STATED PROBLEM:
Find every line in the records below that contains the word "components", and copy each such line.

--------

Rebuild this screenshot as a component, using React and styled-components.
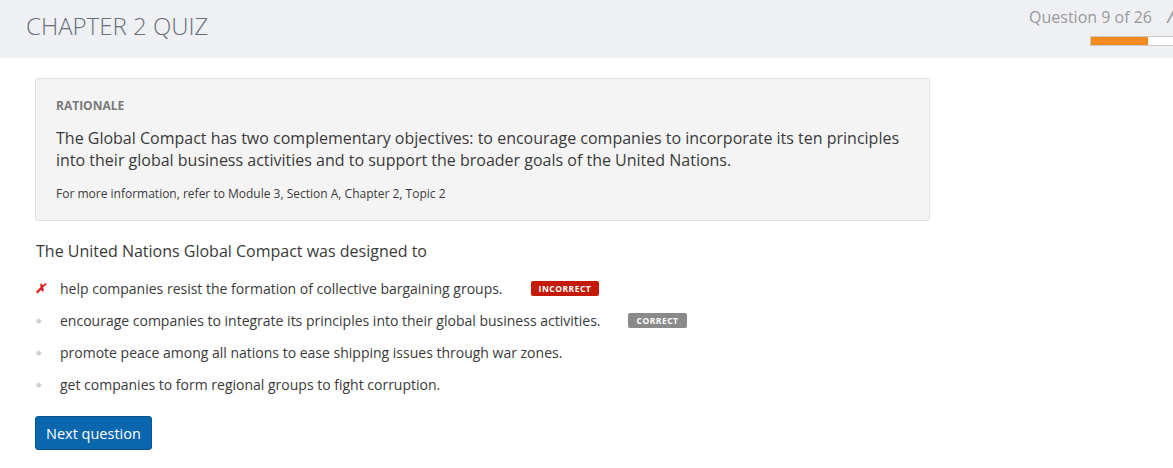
import styled, { createGlobalStyle } from "styled-components";

const GlobalStyle = createGlobalStyle`
  html, body {
    margin: 0;
    padding: 0;
    background: #fff;
    font-family: "Open Sans", "Liberation Sans", sans-serif;
    color: #333;
  }
  * { box-sizing: border-box; }
`;

const Page = styled.div`
  width: 1173px;
  height: 468px;
  overflow: hidden;
`;

const Header = styled.header`
  height: 58px;
  background: #eff0f4;
  display: flex;
  justify-content: space-between;
  align-items: flex-start;
  padding-left: 26px;
  overflow: hidden;
`;

const Title = styled.h1`
  margin: 9px 0 0;
  font-size: 24px;
  font-weight: 300;
  color: #6a6f78;
  line-height: 34px;
`;

const Status = styled.div`
  display: flex;
  align-items: flex-start;
  width: 143px;
  flex-shrink: 0;
  padding-top: 6px;
`;

const Progress = styled.div`
  width: 122px;
  flex-shrink: 0;
  display: flex;
  flex-direction: column;
  align-items: flex-end;
`;

const Counter = styled.span`
  font-size: 16px;
  color: #9a9a9a;
  line-height: 23px;
  white-space: nowrap;
`;

const Slash = styled.span`
  margin-left: 15px;
  font-size: 16px;
  line-height: 23px;
  color: #9a9a9a;
  font-style: italic;
  font-weight: 600;
`;

const Bar = styled.div`
  margin-top: 7px;
  margin-left: 60px;
  align-self: flex-start;
  width: 99px;
  flex-shrink: 0;
  height: 10px;
  border: 1px solid #c8c8c8;
  background: #fff;
  display: flex;
`;

const Fill = styled.div`
  background: #f28b1f;
  height: 100%;
`;

const Content = styled.main`
  padding: 20px 0 0 35px;
  width: 930px;
`;

const Rationale = styled.section`
  background: #f4f4f4;
  border: 1px solid #e1e1e1;
  border-radius: 3px;
  padding: 17px 20px 16px 20px;
`;

const RationaleLabel = styled.div`
  font-size: 12px;
  font-weight: 700;
  color: #7a7a7a;
  line-height: 20px;
`;

const RationaleText = styled.p`
  margin: 11px 0 0;
  font-size: 16px;
  line-height: 22px;
  color: #3a3a3a;
`;

const MoreInfo = styled.p`
  margin: 13px 0 0;
  font-size: 12px;
  line-height: 20px;
  color: #3a3a3a;
`;

const Question = styled.p`
  margin: 18px 0 0 1px;
  font-size: 16px;
  line-height: 24px;
  color: #3a3a3a;
`;

const Options = styled.ul`
  list-style: none;
  margin: 9px 0 0;
  padding: 0;
`;

const Option = styled.li`
  display: flex;
  align-items: center;
  height: 32px;
  font-size: 14px;
  color: #3a3a3a;
`;

const Marker = styled.span`
  width: 25px;
  padding-left: ${(p) => (p.$wrong ? "0px" : "1px")};
  display: flex;
  align-items: center;
  color: ${(p) => (p.$wrong ? "#e0141e" : "#cfcfcf")};
  font-size: ${(p) => (p.$wrong ? "13px" : "7px")};
  font-weight: 700;
  font-style: ${(p) => (p.$wrong ? "italic" : "normal")};
`;

const Badge = styled.span`
  margin-left: ${(p) => p.$gap}px;
  background: ${(p) => (p.$kind === "incorrect" ? "#c51a06" : "#8a8a8a")};
  color: #fff;
  font-size: 8.5px;
  font-weight: 700;
  letter-spacing: 0.5px;
  height: 15px;
  padding: 0 8px;
  border-radius: 2px;
  display: inline-flex;
  align-items: center;
`;

const Button = styled.button`
  margin-top: 16px;
  background: #0a66ad;
  color: #fff;
  border: 1px solid #07548f;
  border-radius: 3px;
  font-family: inherit;
  font-size: 14.5px;
  height: 34px;
  padding: 0 10px;
  cursor: pointer;
`;

const options = [
  { text: "help companies resist the formation of collective bargaining groups.", wrong: true, badge: "incorrect", gap: 28 },
  { text: "encourage companies to integrate its principles into their global business activities.", badge: "correct", gap: 28 },
  { text: "promote peace among all nations to ease shipping issues through war zones." },
  { text: "get companies to form regional groups to fight corruption." },
];

export default function App() {
  return (
    <Page>
      <GlobalStyle />
      <Header>
        <Title>CHAPTER 2 QUIZ</Title>
        <Status>
          <Progress>
            <Counter>Question 9 of 26</Counter>
            <Bar>
              <Fill style={{ width: `${(9 / 26) * 100 * 1.7}%` }} />
            </Bar>
          </Progress>
          <Slash>/</Slash>
        </Status>
      </Header>
      <Content>
        <Rationale>
          <RationaleLabel>RATIONALE</RationaleLabel>
          <RationaleText>
            The Global Compact has two complementary objectives: to encourage companies to incorporate its ten principles
            into their global business activities and to support the broader goals of the United Nations.
          </RationaleText>
          <MoreInfo>For more information, refer to Module 3, Section A, Chapter 2, Topic 2</MoreInfo>
        </Rationale>
        <Question>The United Nations Global Compact was designed to</Question>
        <Options>
          {options.map((o) => (
            <Option key={o.text}>
              <Marker $wrong={o.wrong}>{o.wrong ? "✗" : "◆"}</Marker>
              {o.text}
              {o.badge && (
                <Badge $kind={o.badge} $gap={o.gap}>
                  {o.badge.toUpperCase()}
                </Badge>
              )}
            </Option>
          ))}
        </Options>
        <Button>Next question</Button>
      </Content>
    </Page>
  );
}
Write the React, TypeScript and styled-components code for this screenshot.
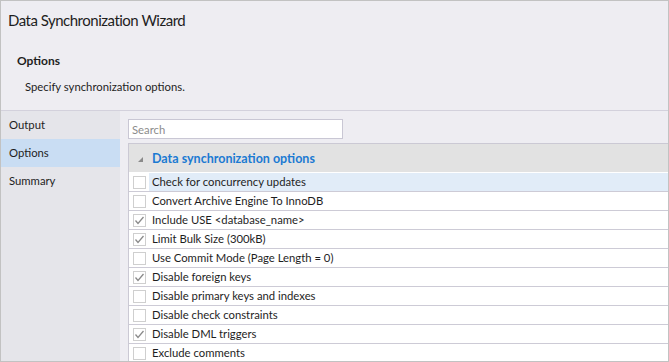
import styled, { createGlobalStyle } from "styled-components";

const GlobalStyle = createGlobalStyle`
  body {
    margin: 0;
    font-family: Lato, "Noto Sans", Arial, sans-serif;
    font-size: 11.3px;
    color: #1e1e1e;
  }
`;

interface Option {
  label: string;
  checked: boolean;
}

const options: Option[] = [
  { label: "Check for concurrency updates", checked: false },
  { label: "Convert Archive Engine To InnoDB", checked: false },
  { label: "Include USE <database_name>", checked: true },
  { label: "Limit Bulk Size (300kB)", checked: true },
  { label: "Use Commit Mode (Page Length = 0)", checked: false },
  { label: "Disable foreign keys", checked: true },
  { label: "Disable primary keys and indexes", checked: false },
  { label: "Disable check constraints", checked: false },
  { label: "Disable DML triggers", checked: true },
  { label: "Exclude comments", checked: false },
];

const steps = ["Output", "Options", "Summary"];

export default function App() {
  return (
    <>
      <GlobalStyle />
      <Window>
        <Header>
          <Title>Data Synchronization Wizard</Title>
          <StepTitle>Options</StepTitle>
          <StepHint>Specify synchronization options.</StepHint>
        </Header>
        <Body>
          <Sidebar>
            {steps.map((s) => (
              <NavItem key={s} $active={s === "Options"}>
                {s}
              </NavItem>
            ))}
          </Sidebar>
          <Content>
            <SearchBox placeholder="Search" />
            <Grid>
              <GroupRow>
                <Arrow />
                <GroupTitle>Data synchronization options</GroupTitle>
              </GroupRow>
              {options.map((o, i) => (
                <Row key={o.label}>
                  <CheckCell>
                    <Box>
                      {o.checked && (
                        <svg width="11" height="11" viewBox="0 0 11 11">
                          <path d="M1.5 5.5 L4 8.5 L9.5 2" fill="none" stroke="#8a8a8a" strokeWidth="1.3" />
                        </svg>
                      )}
                    </Box>
                  </CheckCell>
                  <LabelCell $focused={i === 0}>{o.label}</LabelCell>
                </Row>
              ))}
            </Grid>
          </Content>
        </Body>
      </Window>
    </>
  );
}

const Window = styled.div`
  width: 669px;
  height: 362px;
  box-sizing: border-box;
  border: 1px solid #c2c2c2;
  display: flex;
  flex-direction: column;
  overflow: hidden;
  background: #eeedf2;
`;

const Header = styled.div`
  height: 110px;
  box-sizing: border-box;
  border-bottom: 1px solid #d3d1dc;
  padding: 8px 0 0 7px;
`;

const Title = styled.div`
  font-size: 15px;
  letter-spacing: -0.5px;
  line-height: 22px;
`;

const StepTitle = styled.div`
  font-weight: bold;
  font-size: 12px;
  margin: 22px 0 0 9px;
  line-height: 16px;
`;

const StepHint = styled.div`
  margin: 10px 0 0 17px;
  line-height: 16px;
`;

const Body = styled.div`
  flex: 1;
  display: flex;
  min-height: 0;
`;

const Sidebar = styled.div`
  width: 119px;
  background: #e5e5ea;
  display: flex;
  flex-direction: column;
`;

const NavItem = styled.div<{ $active?: boolean }>`
  height: 28px;
  line-height: 28px;
  padding-left: 8px;
  background: ${(p) => (p.$active ? "#c9ddf3" : "transparent")};
`;

const Content = styled.div`
  flex: 1;
  padding: 8px 0 0 8px;
  display: flex;
  flex-direction: column;
  gap: 4px;
  min-width: 0;
`;

const SearchBox = styled.input`
  width: 215px;
  height: 20px;
  flex-shrink: 0;
  box-sizing: border-box;
  border: 1px solid #c9c7d4;
  background: #fff;
  padding: 0 3px;
  font: inherit;
  outline: none;
  &::placeholder {
    color: #8c8c8c;
  }
`;

const Grid = styled.div`
  flex: 1;
  background: #fff;
  border-left: 1px solid #cbc9d4;
  border-top: 1px solid #cbc9d4;
`;

const GroupRow = styled.div`
  height: 29px;
  display: flex;
  align-items: center;
  background: #e2e2e2;
  border-bottom: 1px solid #fff;
  box-sizing: border-box;
`;

const Arrow = styled.span`
  width: 0;
  height: 0;
  margin: 2px 0 0 9px;
  border-left: 5px solid transparent;
  border-bottom: 5px solid #8a8a8a;
`;

const GroupTitle = styled.span`
  margin-left: 9px;
  color: #1b7ad2;
  font-weight: bold;
  font-size: 12.5px;
`;

const Row = styled.div`
  height: 19px;
  box-sizing: border-box;
  display: flex;
  border-bottom: 1px solid #cdcbd6;
`;

const CheckCell = styled.div`
  width: 20px;
  display: flex;
  align-items: center;
  justify-content: center;
`;

const Box = styled.div`
  width: 13px;
  height: 13px;
  box-sizing: border-box;
  border: 1px solid #cfcfcf;
  background: #fff;
  display: flex;
  align-items: center;
  justify-content: center;
`;

const LabelCell = styled.div<{ $focused?: boolean }>`
  flex: 1;
  padding-left: 3px;
  line-height: 18px;
  background: ${(p) => (p.$focused ? "#e1ecf8" : "transparent")};
  white-space: nowrap;
`;
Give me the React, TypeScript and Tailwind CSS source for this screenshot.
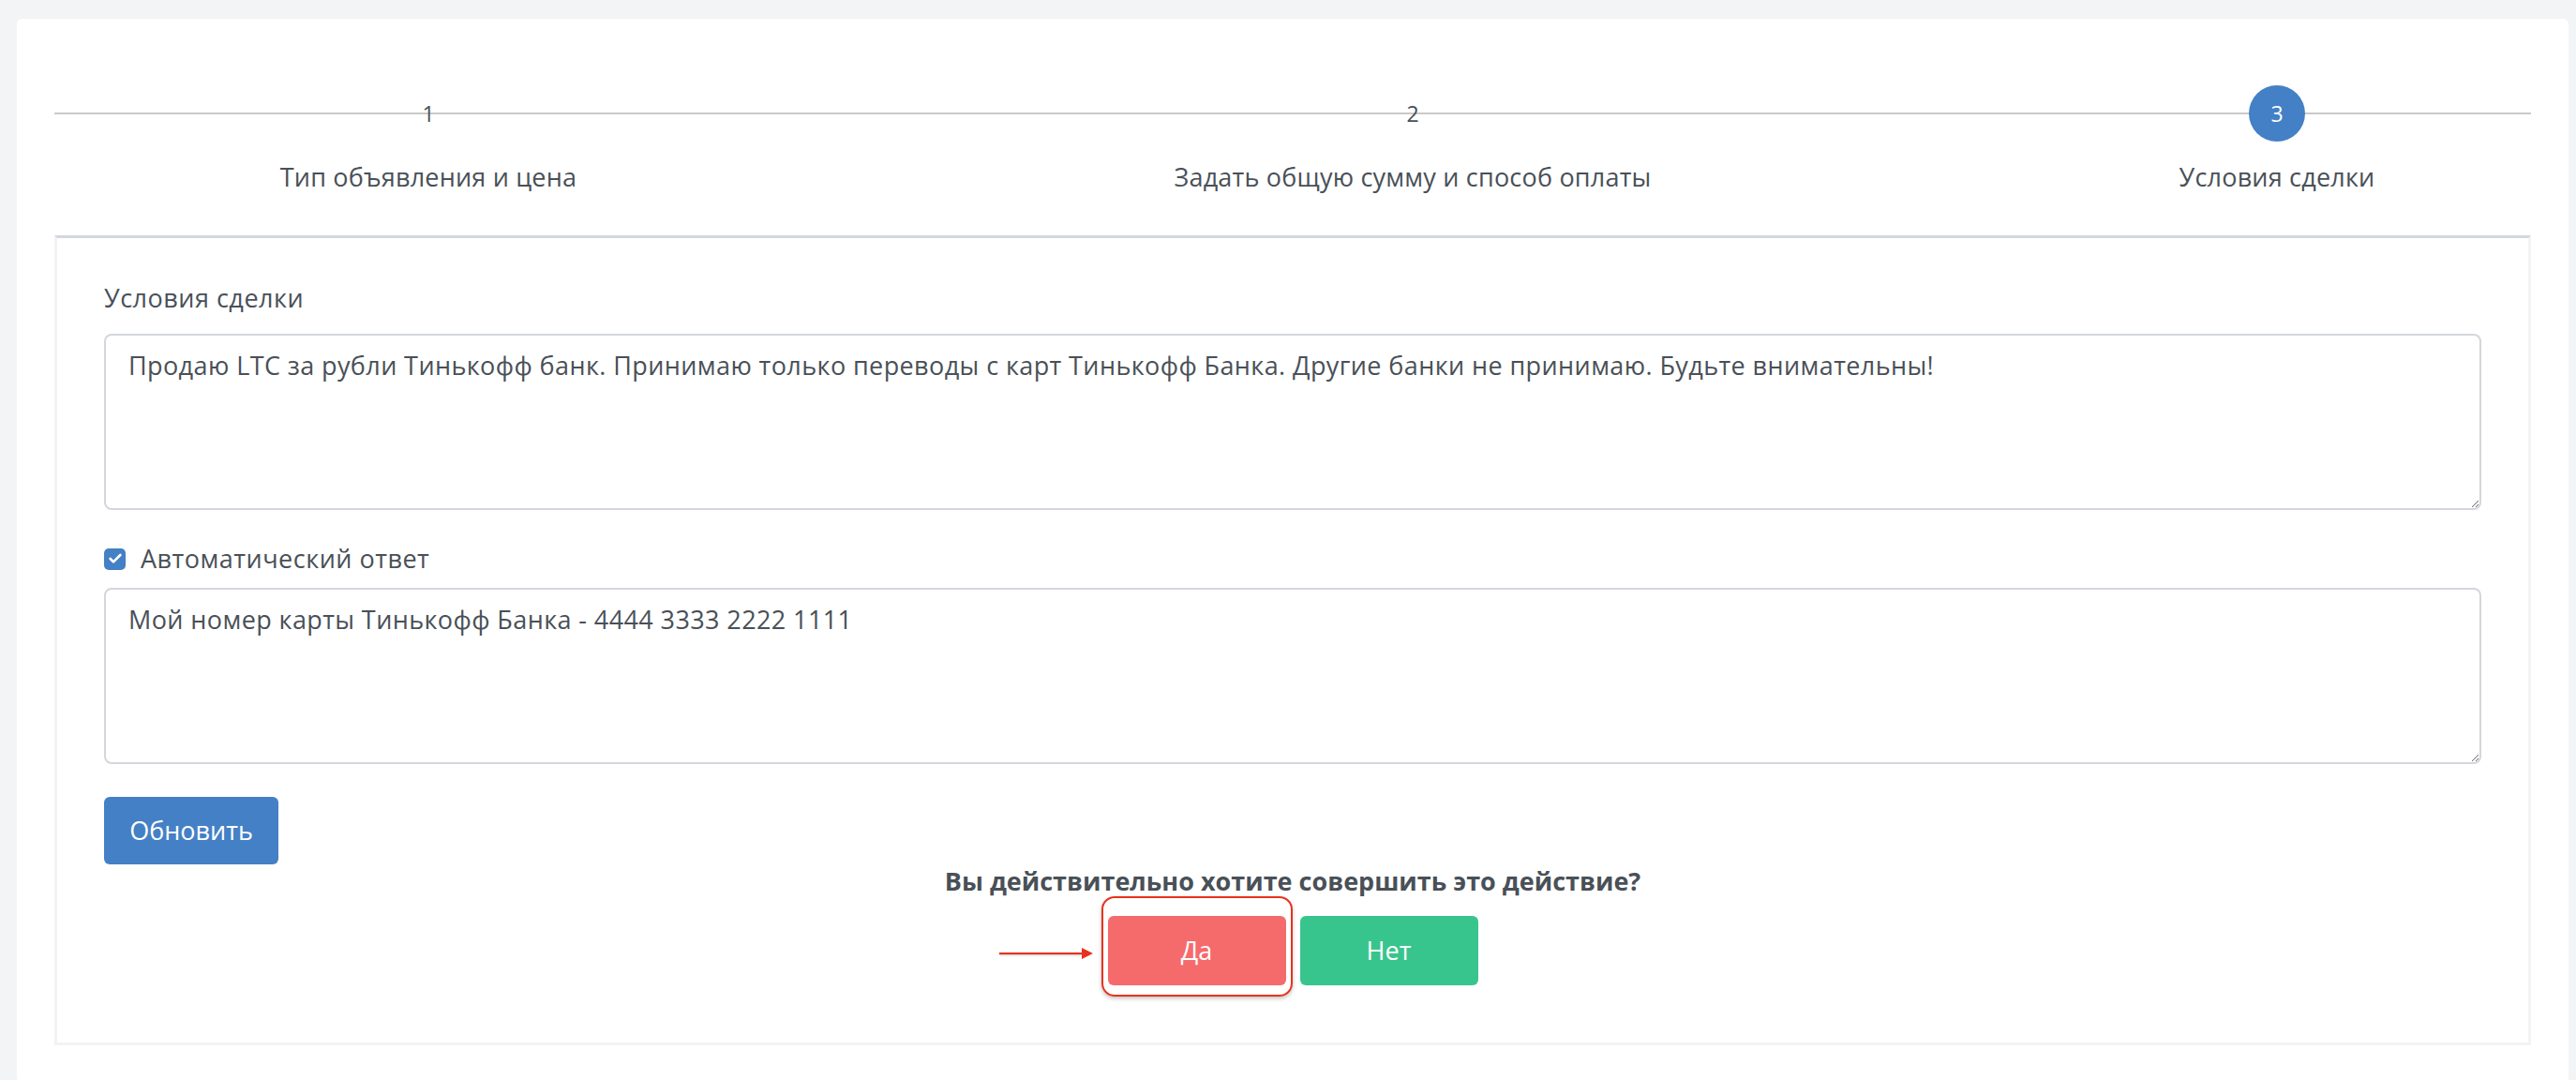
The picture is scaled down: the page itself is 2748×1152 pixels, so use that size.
import { Check } from "lucide-react";

const steps = [
  { n: 1, label: "Тип объявления и цена" },
  { n: 2, label: "Задать общую сумму и способ оплаты" },
  { n: 3, label: "Условия сделки", active: true },
];

export default function App() {
  return (
    <div
      className="min-h-screen bg-[#f3f4f6] pl-[18px] pr-[8px] pt-[20px] text-[#495057]"
      style={{ fontFamily: '"Open Sans", "Noto Sans", sans-serif' }}
    >
      <div className="rounded-[6px] bg-white px-[40px] pt-[71px] pb-[40px]">
        {/* Stepper */}
        <div className="relative">
          <div className="absolute left-0 right-0 top-[29px] h-[2px] bg-[#c9c9c9]" />
          <div className="grid grid-cols-[798px_1302px_1fr]">
            {steps.map((s) => (
              <div key={s.n} className="flex flex-col items-center">
                <div className="relative flex h-[60px] items-center justify-center">
                  {s.active ? (
                    <div className="flex h-[60px] w-[60px] items-center justify-center rounded-full bg-[#4480c5] text-[23px] text-white">
                      {s.n}
                    </div>
                  ) : (
                    <span className="text-[23px] leading-none">{s.n}</span>
                  )}
                </div>
                <div className="mt-[20px] text-[27px] tracking-[0.2px] leading-[36px]">{s.label}</div>
              </div>
            ))}
          </div>
        </div>

        {/* Form box */}
        <div className="mt-[44px] border-[3px] border-[#f1f3f5] border-t-[#d3d7dc] px-[50px] pt-[46px] pb-[61px]">
          <div className="mb-[20px] text-[27px] font-medium tracking-[0.5px] leading-[36px]">Условия сделки</div>
          <textarea
            className="block h-[188px] w-full rounded-[8px] border-2 border-[#d3d7dc] px-[24px] py-[14px] text-[27px] tracking-[0.4px] leading-[36px] text-[#495057] outline-none"
            defaultValue="Продаю LTC за рубли Тинькофф банк. Принимаю только переводы с карт Тинькофф Банка. Другие банки не принимаю. Будьте внимательны!"
          />

          <label className="mt-[34px] mb-[13px] flex items-center gap-[16px]">
            <span className="flex h-[23px] w-[23px] items-center justify-center rounded-[5px] bg-[#4480c5]">
              <Check className="h-[16px] w-[16px] text-white" strokeWidth={4} />
            </span>
            <span className="text-[27px] font-medium tracking-[0.5px] leading-[36px]">Автоматический ответ</span>
          </label>
          <textarea
            className="block h-[188px] w-full rounded-[8px] border-2 border-[#d3d7dc] px-[24px] py-[14px] text-[27px] tracking-[0.4px] leading-[36px] text-[#495057] outline-none"
            defaultValue="Мой номер карты Тинькофф Банка - 4444 3333 2222 1111"
          />

          <button className="mt-[35px] h-[72px] w-[186px] rounded-[6px] bg-[#4480c5] text-[27px] text-white">
            Обновить
          </button>

          <div className="flex flex-col items-center">
            <div className="text-[27px] font-bold leading-[36px]">
              Вы действительно хотите совершить это действие?
            </div>
            <div className="mt-[19px] flex gap-[15px]">
              <div className="relative">
                {/* annotation */}
                <div className="pointer-events-none absolute -left-[7px] -right-[7px] -top-[21px] -bottom-[12px] rounded-[14px] border-2 border-[#e8321e] shadow-[0_2px_4px_rgba(0,0,0,0.25)]" />
                <div className="pointer-events-none absolute -left-[116px] top-[34px] flex items-center">
                  <div className="h-[2px] w-[88px] bg-[#e8321e] shadow-[0_1px_2px_rgba(0,0,0,0.25)]" />
                  <svg width="12" height="12" viewBox="0 0 12 12">
                    <path d="M0 0 L12 6 L0 12 Z" fill="#e8321e" />
                  </svg>
                </div>
                <button className="h-[74px] w-[190px] rounded-[6px] bg-[#f56b6c] text-[27px] text-white">Да</button>
              </div>
              <button className="h-[74px] w-[190px] rounded-[6px] bg-[#38c58d] text-[27px] text-white">Нет</button>
            </div>
          </div>
        </div>
      </div>
    </div>
  );
}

--------

EXERCISE RESPONSE:
Rebuild this screenshot as a component, using React and styled-components.
import styled, { createGlobalStyle } from "styled-components";
Write the React, TypeScript and styled-components code for this screenshot.
import styled, { createGlobalStyle } from "styled-components";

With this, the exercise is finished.